Stillbirth of Nigeria’s private refineries
About 657,000 barrels per stream day (bpsd) capacity of private refineries granted licences by the Department of Petroleum Resources (DPR) have not be able to come on stream due to several factors, such as non deregulation of downstream sector, lack of fund, non availability of crude oil to service the refineries among others.
For instance, the DPR granted licences to 18 private refineries to operate, but it is only Niger Delta Petroleum Resources, Ogbelle, River State with the capacity to produce 1,000 bpsd capacity that is operational.
Amakpe International Refinery, Eket, Akwa Ibom State; Resource Petroleum & Petrochemical Incorporated, Ibeno; Kainji Resources Limited; and Omega Butler Refineries are yet to start refining.
Amakpe International Refinery was suppose to process 12,000 barrel per day of Qua Iboe crude into gasoline, diesel, naphtha and fuel oil .
Indeed, virtually all the licensed operators had serially defaulted on their respective deadlines to commence production, leading to licence withdrawals on their part, with even increased reluctance for mandate renewals as stipulated in the enabling law.
Factors cited as challenges for the take-off of the various projects by the licensees included huge upfront start-up fee; lack of sovereign guarantees to secure cheaper loans from the international finance market; and uncertainty over guarantee of free market pricing policy.
Also identified as challenges is the government’s stand on deregulation, which means that the independent operators would buy crude at the current price in the international market; yet they would have to sell at a price determined by the Federal Government.
Many of the licence holders have also accused DPR of shifting the goal post in the middle of the game concerning sourcing of crude, the major raw material.
According to them, “the initial arrangement was that there would be a sovereign guarantee of steady supply of crude by DPR to Nigeria-based refineries. A situation where no priority is accorded and operators would have to rely on off-shore crude sourcing is a major worry. Instead of selling crude to foreigners as a matter of priority, operators are demanding that national interest and investors concern should take precedence in arriving at a decision”.

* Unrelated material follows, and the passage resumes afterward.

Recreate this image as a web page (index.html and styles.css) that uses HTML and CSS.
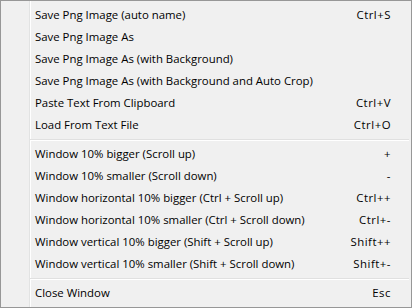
FILE: index.html
```html
<!DOCTYPE html>
<html lang="en">
<head>
    <meta charset="UTF-8">
    <meta name="viewport" content="width=device-width, initial-scale=1.0">
    <title>Context Menu</title>
    <link rel="stylesheet" href="styles.css">
</head>
<body>
    <div class="menu">
        <div class="menu-item"><span>Save Png Image (auto name)</span><span class="shortcut">Ctrl+S</span></div>
        <div class="menu-item"><span>Save Png Image As</span></div>
        <div class="menu-item"><span>Save Png Image As (with Background)</span></div>
        <div class="menu-item"><span>Save Png Image As (with Background and Auto Crop)</span></div>
        <div class="menu-item"><span>Paste Text From Clipboard</span><span class="shortcut">Ctrl+V</span></div>
        <div class="menu-item"><span>Load From Text File</span><span class="shortcut">Ctrl+O</span></div>
        <div class="separator"></div>
        <div class="menu-item"><span>Window 10% bigger (Scroll up)</span><span class="shortcut">+</span></div>
        <div class="menu-item"><span>Window 10% smaller (Scroll down)</span><span class="shortcut">-</span></div>
        <div class="menu-item"><span>Window horizontal 10% bigger (Ctrl + Scroll up)</span><span class="shortcut">Ctrl++</span></div>
        <div class="menu-item"><span>Window horizontal 10% smaller (Ctrl + Scroll down)</span><span class="shortcut">Ctrl+-</span></div>
        <div class="menu-item"><span>Window vertical 10% bigger (Shift + Scroll up)</span><span class="shortcut">Shift++</span></div>
        <div class="menu-item"><span>Window vertical 10% smaller (Shift + Scroll down)</span><span class="shortcut">Shift+-</span></div>
        <div class="separator"></div>
        <div class="menu-item"><span>Close Window</span><span class="shortcut">Esc</span></div>
    </div>
</body>
</html>
```

FILE: styles.css
```css
body {
    margin: 0;
    font-family: "Open Sans", "Noto Sans", sans-serif;
    font-size: 11.4px;
    color: #000;
}
.menu {
    width: 412px;
    height: 308px;
    box-sizing: border-box;
    border: 1px solid #979797;
    padding: 2px 0 0;
    background: linear-gradient(to right, #f0f0f0 28px, #e2e3e3 28px 29px, #fff 29px 30px, #f0f0f0 30px);
}
.menu-item {
    display: flex;
    justify-content: space-between;
    align-items: center;
    height: 22px;
    padding: 0 20px 0 34px;
}
.shortcut {
    letter-spacing: 0.5px;
}
.separator {
    height: 7px;
    margin: 0 2px 0 29px;
    background: linear-gradient(to bottom, transparent 4px, #e0e0e0 4px 5px, #fff 5px 6px, transparent 6px);
}
```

They believed that the current oil subsidy regime by the Federal Government also constitutes a big headache for intending refinery owners. “Except for diesel, all other petroleum products are currently being sold at a highly subsidised rate. With the possibility of private refinery operators production cost being higher than the current subsidized rates, there are fears that they might run into a huge loss if they invest in the refinery business”.
Speaking on the issue, the Major Oil Marketers Association of Nigeria (MOMAN) said that deregulation of the downstream sector of the oil and gas industry remained the best option to encourage private refining business.
The Executive Secretary of MOMAN, Obafemi Olawore, said that deregulation would bring in investments into the sector, adding that only deregulation would encourage the establishment of private refineries in the country.
According to him, the Federal Government should summon the courage to fully deregulate and remove subsidy or embark on continuous subsidy regime payment as at when due.
“If government likes, they can introduce gradual removal of subsidy but it should not go beyond six to 18 months period.
“If fully deregulated with rules, you will have the serious investors coming in to invest adequately,” Olawore said.
According to him, deregulation is the answer and the government must talk to the people and let them understand the advantages.
“The governemnt must also show that in the areas where there have deregulation, people are gaining and that whatever comes in as funds will be used for the benefit of the people.
Also, the Managing Director of Seplat Petroleum Development Company, Austine Avoru stated: “When those licenses were given seven years ago, I predicted that a lot of them wouldn’t work because there is a method to it.
First, who were the people licensed? The most important element in the entire crude oil value chain is refining. If you refine crude without the right experience, or by getting mere license, you don’t need a soothsayer to tell you that nothing will come out of it. Two, when you are going into a capital intensive segment, it becomes even more critical — 150,000 barrels of crude oil per day will cost nothing less than $3 billion. If you go to bankers to borrow $ 2.5 billion and have equity of $500 million and government controls the market into which your product will go fixed price and your only competitors are government refineries, you will never raise that money from any bank. So no serious refining has started.